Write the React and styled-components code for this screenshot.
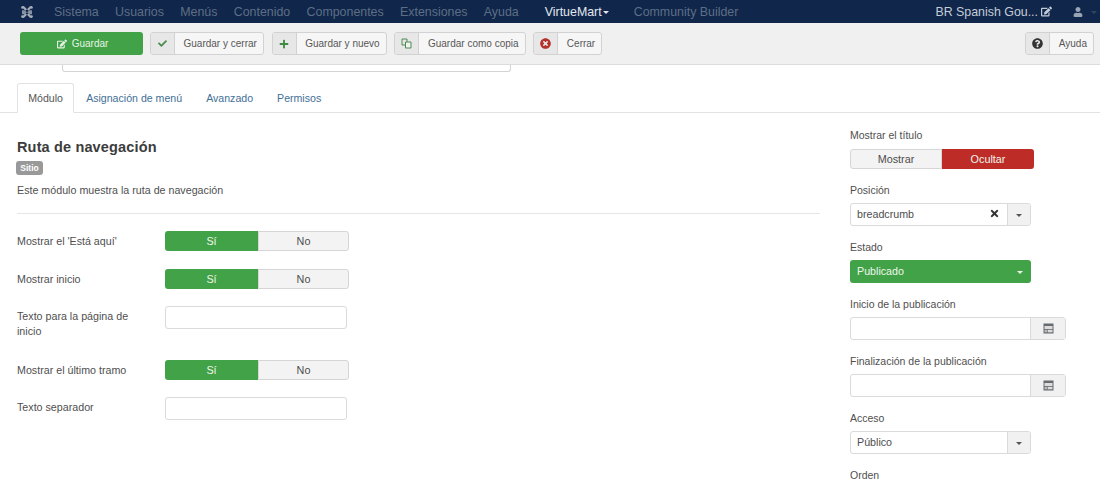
import React from "react";
import styled, { createGlobalStyle } from "styled-components";
import { FaEdit, FaCheck, FaPlus, FaTimesCircle, FaQuestionCircle, FaUser, FaTimes } from "react-icons/fa";

const Global = createGlobalStyle`
  html, body { margin: 0; padding: 0; background: #fff; overflow: hidden; }
  body { font-family: "Liberation Sans", Arial, sans-serif; font-size: 11px; color: #4f4f4f; }
  * { box-sizing: border-box; }
`;

const Page = styled.div`width: 1100px; height: 485px; overflow: hidden;`;
const Navbar = styled.div`
  height: 23px; background: #10264a; display: flex; align-items: center;
  padding: 0 3px 0 20px; font-size: 12.4px; color: #5f7186;
`;
const NavItem = styled.span`
  margin-right: ${p => p.$gap ?? 16.3}px; color: ${p => (p.$active ? "#e3e8ee" : "#5d6f86")};
  white-space: nowrap; display: inline-flex; align-items: center;
`;
const Caret = styled.i`
  display: inline-block; width: 0; height: 0; margin-left: ${p => p.$ml ?? 0}px; margin-top: 1px;
  border-left: 3.5px solid transparent; border-right: 3.5px solid transparent;
  border-top: 3.5px solid ${p => p.$color || "#e3e8ee"};
`;
const NavRight = styled.div`margin-left: auto; display: flex; align-items: center; color: #c3ccd8;`;
const NavLinkIcon = styled.span`display: inline-flex; margin: 0 21px 0 3px; color: #c3ccd8;`;
const NavUserIcon = styled.span`display: inline-flex; margin-right: 8px; color: #98a4b3;`;
const Toolbar = styled.div`
  height: 42px; background: #f0f0f0; border-bottom: 1px solid #dcdcdc;
  display: flex; align-items: center; padding: 0 6px 0 20px; gap: 7.8px;
`;
const PrimaryBtn = styled.div`
  width: 123px; height: 23px; margin-right: -0.8px; background: #41a247; border-radius: 3px; color: #e6f3e5; font-size: 10px;
  display: flex; align-items: center; justify-content: center; gap: 5px; padding-left: 2px;
`;
const ToolBtn = styled.div`
  height: 23px; display: flex; border: 1px solid #d2d2d2; border-radius: 3px; background: #f6f6f6;
  color: #565656; font-size: 10px; overflow: hidden;
`;
const BtnIcon = styled.span`
  width: 24px; background: #e7e7e7; border-right: 1px solid #d2d2d2;
  display: flex; align-items: center; justify-content: center; color: ${p => p.$color};
`;
const BtnText = styled.span`padding: 0 6px 0 8.5px; display: flex; align-items: center; white-space: nowrap;`;
const Spacer = styled.div`flex: 1;`;
const CutInput = styled.div`
  margin-left: 62px; width: 449px; height: 7px; border: 1px solid #d4d4d4; border-top: 0;
  border-radius: 0 0 3px 3px;
`;
const Tabs = styled.div`
  margin-top: 11px; height: 30px; border-bottom: 1px solid #e2e2e2; display: flex; padding-left: 17px;
  font-size: 10.6px;
`;
const Tab = styled.div`
  height: 30px; display: flex; align-items: center; padding: 0 12px; white-space: nowrap;
  color: ${p => (p.$active ? "#555" : "#3f6f97")};
  ${p => p.$active && "background:#fff;border:1px solid #e2e2e2;border-bottom-color:#fff;border-radius:3px 3px 0 0;padding:0 10.2px;"}
`;
const Body = styled.div`display: grid; grid-template-columns: 850px 250px;`;
const Left = styled.div`padding-left: 17px;`;
const Title = styled.h2`margin: 26px 0 0; font-size: 14.5px; line-height: 17px; font-weight: 700; color: #3c3c3c; letter-spacing: .15px;`;
const Badge = styled.div`
  margin: 5px 0 0 -1px; width: 27px; height: 14px; background: #999; border-radius: 3px; color: #fff;
  font-size: 8.5px; font-weight: 700; display: flex; align-items: center; justify-content: center;
`;
const Desc = styled.p`margin: 8px 0 0; font-size: 10.7px; line-height: 15px;`;
const Rule = styled.hr`margin: 15px 0 0; width: 803px; border: 0; border-top: 1px solid #e6e6e6;`;
const Form = styled.div`margin-top: 17px;`;
const Row = styled.div`display: flex; align-items: flex-start; margin-bottom: ${p => p.$mb}px;`;
const RowLabel = styled.div`width: 148px; padding: 3px 20px 0 0; font-size: 10.7px; line-height: 15px;`;
const Toggle = styled.div`display: flex; height: 20px; width: 184px; font-size: 10.8px;`;
const ToggleOption = styled.div`
  width: ${p => p.$w}px; display: flex; align-items: center; justify-content: center; padding-bottom: 1px;
  background: ${p => p.$bg || "#f3f3f3"}; color: ${p => (p.$bg ? "#edf6ec" : "#4d4d4d")};
  border: ${p => (p.$bg ? "0" : "1px solid #d5d5d5")};
  border-radius: ${p => (p.$first ? "3px 0 0 3px" : "0 3px 3px 0")};
`;
const TextInput = styled.div`
  width: 182px; height: 23px; border: 1px solid #dadada; border-radius: 3px; background: #fff;
`;
const Right = styled.div`padding-top: 15px;`;
const Field = styled.div`margin-bottom: 14px;`;
const FieldLabel = styled.div`
  font-size: 10.5px; line-height: 13px; padding-top: 1px; margin-bottom: ${p => p.$mb ?? 6}px; color: #4f4f4f;
`;
const Select = styled.div`
  width: 181px; height: 23px; display: flex; border-radius: 3px; font-size: 10.7px;
  background: ${p => p.$green ? "#41a247" : "#fff"}; color: ${p => p.$green ? "#eef7ed" : "#4d4d4d"};
  border: ${p => p.$green ? "0" : "1px solid #dadada"};
`;
const SelectValue = styled.div`
  flex: 1; padding: 0 7px 2px ${p => p.$green ? 7 : 6}px; display: flex; align-items: center; justify-content: space-between;
`;
const SelectArrow = styled.div`
  width: 23px; display: flex; align-items: center; justify-content: center;
  background: ${p => p.$green ? "transparent" : "#f1f1f1"};
  border-left: ${p => p.$green ? "0" : "1px solid #dadada"};
  border-radius: 0 3px 3px 0;
`;
const DateField = styled.div`width: 216px; height: 23px; display: flex; border: 1px solid #dadada; border-radius: 3px;`;
const DateText = styled.div`flex: 1;`;
const DateBtn = styled.div`
  width: 35px; background: #f1f1f1; border-left: 1px solid #dadada; display: flex; align-items: center; justify-content: center;
`;

const Joomla = () => (
  <svg width="14" height="14" viewBox="0 0 14 14" fill="#a4adb8">
    <path d="M1 3a2 2 0 0 1 3.6-1.2L7 4.2 5.4 5.8 3.2 3.6A2 2 0 0 1 1 3z" />
    <path d="M13 3a2 2 0 0 0-3.6-1.2L7 4.2l1.6 1.6 2.2-2.2A2 2 0 0 0 13 3z" />
    <path d="M1 11a2 2 0 0 0 3.6 1.2L7 9.8 5.4 8.2l-2.2 2.2A2 2 0 0 0 1 11z" />
    <path d="M13 11a2 2 0 0 1-3.6 1.2L7 9.8l1.6-1.6 2.2 2.2A2 2 0 0 1 13 11z" />
    <path d="M2 5.2h2.5l2.5 2-2.5 2H2z M12 5.2H9.5L7 7.2l2.5 2H12z" opacity=".8" />
  </svg>
);
const CopyIcon = () => (
  <svg width="11" height="11" viewBox="0 0 11 11" fill="none" stroke="#4f8a52" strokeWidth="1">
    <path d="M1 1h5v6H1z" /><path d="M4.5 4H10v6H4.5z" fill="#eef3ee" />
  </svg>
);
const Calendar = () => (
  <svg width="11" height="11" viewBox="0 0 11 11">
    <rect x="0.5" y="0.5" width="10" height="10" fill="#666b70" />
    <rect x="1.5" y="3" width="8" height="3" fill="#dcdcdc" />
    <rect x="1.5" y="6.8" width="3" height="2.5" fill="#b9b9b9" />
    <rect x="5" y="6.8" width="4.5" height="2.5" fill="#dcdcdc" />
  </svg>
);

const YesNo = () => (
  <Toggle>
    <ToggleOption $first $w={93} $bg="#41a247">Sí</ToggleOption>
    <ToggleOption $w={91}>No</ToggleOption>
  </Toggle>
);

export default function App() {
  return (
    <Page>
      <Global />
      <Navbar>
        <NavItem $gap={20}><Joomla /></NavItem>
        <NavItem>Sistema</NavItem>
        <NavItem>Usuarios</NavItem>
        <NavItem>Menús</NavItem>
        <NavItem>Contenido</NavItem>
        <NavItem>Componentes</NavItem>
        <NavItem>Extensiones</NavItem>
        <NavItem $gap={26}>Ayuda</NavItem>
        <NavItem $active $gap={25}>VirtueMart<Caret $ml={1} /></NavItem>
        <NavItem>Community Builder</NavItem>
        <NavRight>
          <span>BR Spanish Gou...</span>
          <NavLinkIcon><FaEdit size={11} /></NavLinkIcon>
          <NavUserIcon><FaUser size={10} /></NavUserIcon>
          <Caret $color="#33455f" />
        </NavRight>
      </Navbar>
      <Toolbar>
        <PrimaryBtn><FaEdit size={10} />Guardar</PrimaryBtn>
        <ToolBtn><BtnIcon $color="#4a8d4e"><FaCheck size={9} /></BtnIcon><BtnText>Guardar y cerrar</BtnText></ToolBtn>
        <ToolBtn><BtnIcon $color="#3f8b44"><FaPlus size={10} /></BtnIcon><BtnText>Guardar y nuevo</BtnText></ToolBtn>
        <ToolBtn><BtnIcon><CopyIcon /></BtnIcon><BtnText>Guardar como copia</BtnText></ToolBtn>
        <ToolBtn><BtnIcon $color="#b5312c"><FaTimesCircle size={11} /></BtnIcon><BtnText>Cerrar</BtnText></ToolBtn>
        <Spacer />
        <ToolBtn><BtnIcon $color="#333"><FaQuestionCircle size={11} /></BtnIcon><BtnText>Ayuda</BtnText></ToolBtn>
      </Toolbar>
      <CutInput />
      <Tabs>
        <Tab $active>Módulo</Tab>
        <Tab>Asignación de menú</Tab>
        <Tab>Avanzado</Tab>
        <Tab>Permisos</Tab>
      </Tabs>
      <Body>
        <Left>
          <Title>Ruta de navegación</Title>
          <Badge>Sitio</Badge>
          <Desc>Este módulo muestra la ruta de navegación</Desc>
          <Rule />
          <Form>
            <Row $mb={18}><RowLabel>Mostrar el 'Está aquí'</RowLabel><YesNo /></Row>
            <Row $mb={17}><RowLabel>Mostrar inicio</RowLabel><YesNo /></Row>
            <Row $mb={21}><RowLabel>Texto para la página de inicio</RowLabel><TextInput /></Row>
            <Row $mb={17}><RowLabel>Mostrar el último tramo</RowLabel><YesNo /></Row>
            <Row $mb={0}><RowLabel>Texto separador</RowLabel><TextInput /></Row>
          </Form>
        </Left>
        <Right>
          <Field>
            <FieldLabel $mb={7}>Mostrar el título</FieldLabel>
            <Toggle>
              <ToggleOption $first $w={92}>Mostrar</ToggleOption>
              <ToggleOption $w={92} $bg="#bd2c27">Ocultar</ToggleOption>
            </Toggle>
          </Field>
          <Field>
            <FieldLabel>Posición</FieldLabel>
            <Select>
              <SelectValue>breadcrumb<FaTimes size={11} color="#333" /></SelectValue>
              <SelectArrow><Caret $color="#555" /></SelectArrow>
            </Select>
          </Field>
          <Field>
            <FieldLabel>Estado</FieldLabel>
            <Select $green>
              <SelectValue $green>Publicado</SelectValue>
              <SelectArrow $green><Caret $color="#eef7ed" /></SelectArrow>
            </Select>
          </Field>
          <Field>
            <FieldLabel>Inicio de la publicación</FieldLabel>
            <DateField><DateText /><DateBtn><Calendar /></DateBtn></DateField>
          </Field>
          <Field>
            <FieldLabel>Finalización de la publicación</FieldLabel>
            <DateField><DateText /><DateBtn><Calendar /></DateBtn></DateField>
          </Field>
          <Field>
            <FieldLabel>Acceso</FieldLabel>
            <Select>
              <SelectValue>Público</SelectValue>
              <SelectArrow><Caret $color="#555" /></SelectArrow>
            </Select>
          </Field>
          <Field>
            <FieldLabel>Orden</FieldLabel>
          </Field>
        </Right>
      </Body>
    </Page>
  );
}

········

Please quote the lines of the material, beginning with the first and ending with the one that contains "FaQuestionCircle, FaUser, FaTimes", exactly as written and without any pictures.

Write the React and styled-components code for this screenshot.
import React from "react";
import styled, { createGlobalStyle } from "styled-components";
import { FaEdit, FaCheck, FaPlus, FaTimesCircle, FaQuestionCircle, FaUser, FaTimes } from "react-icons/fa";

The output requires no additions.